Tuesday, December 15, 2009

Spontaneous Order

Cato Unbound has an "essay and reactions" series on the issue of Friedrich Hayek's concept of spontaneous order and how it might apply to the common law.

Among non-economists, Nobel laureate Friedrich A. Hayek is perhaps best known for two things: his seminal book The Road to Serfdom, and his defense of the theory of spontaneous order. Briefly stated, the theory of spontaneous order holds that many of the most useful social institutions are the product of human action, but not of human design.

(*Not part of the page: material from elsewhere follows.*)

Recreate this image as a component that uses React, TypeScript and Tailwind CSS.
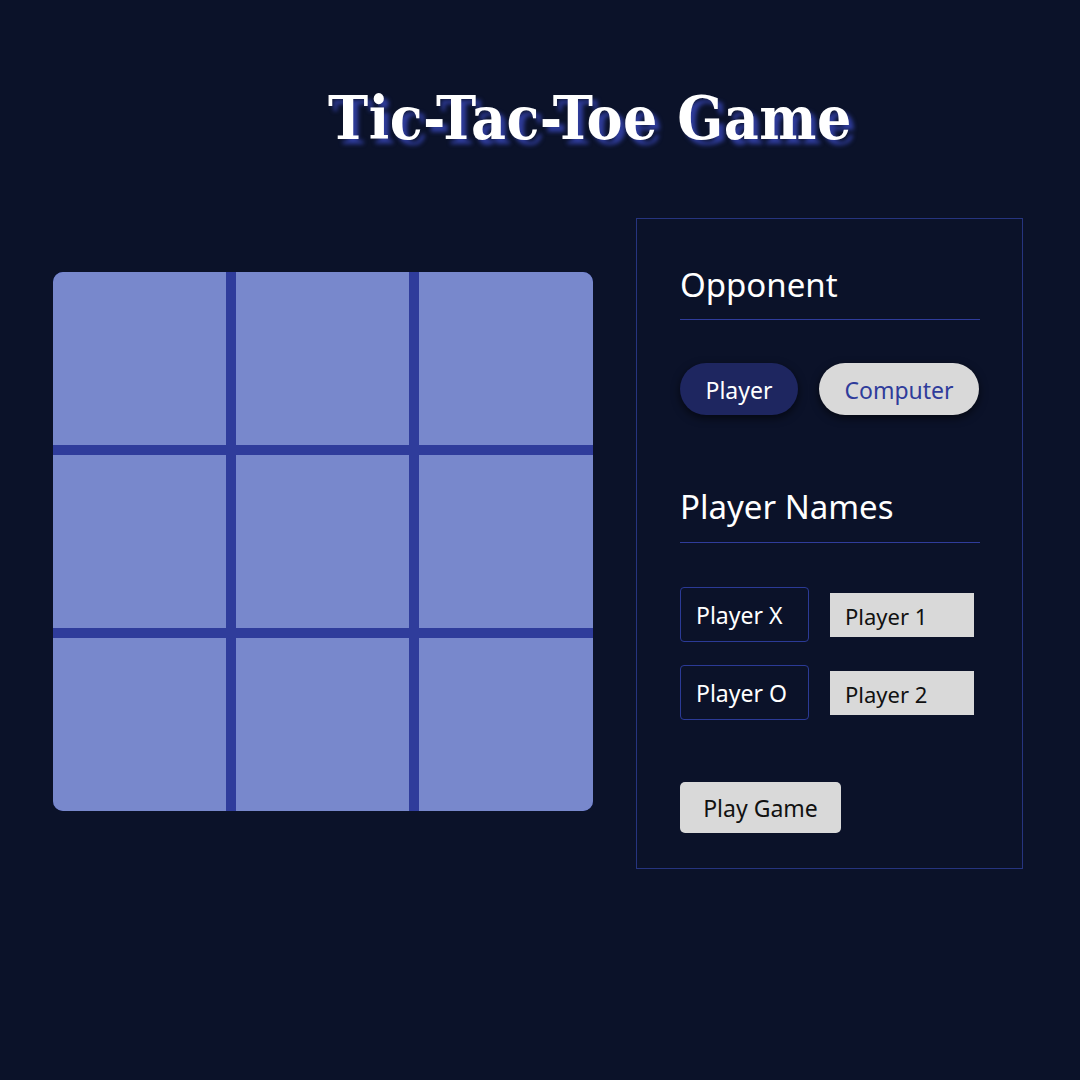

Examples abound. No one individual or committee sets market prices; those who have tried have always failed. No designer created the English language, and artificial languages have never met with any great success. Scientific discovery through repeated experiment causes truth to emerge, but scientific truth is not forged through rationalistic design. Instead, it is a product of many uncoordinated searches, serendipity, and replication across the scientific community.

Arguably the greatest example of spontaneous order outside the market, however, is the development of the common law, a legal tradition that proceeds incrementally, case by case, privileging precedent and continuity. No one individual or committee created the common law. Indeed, it is said that the common law is discovered by judges rather than created by legislatures. The common law is robust for the same profound reason that markets and language are robust, and each therefore deserves great deference.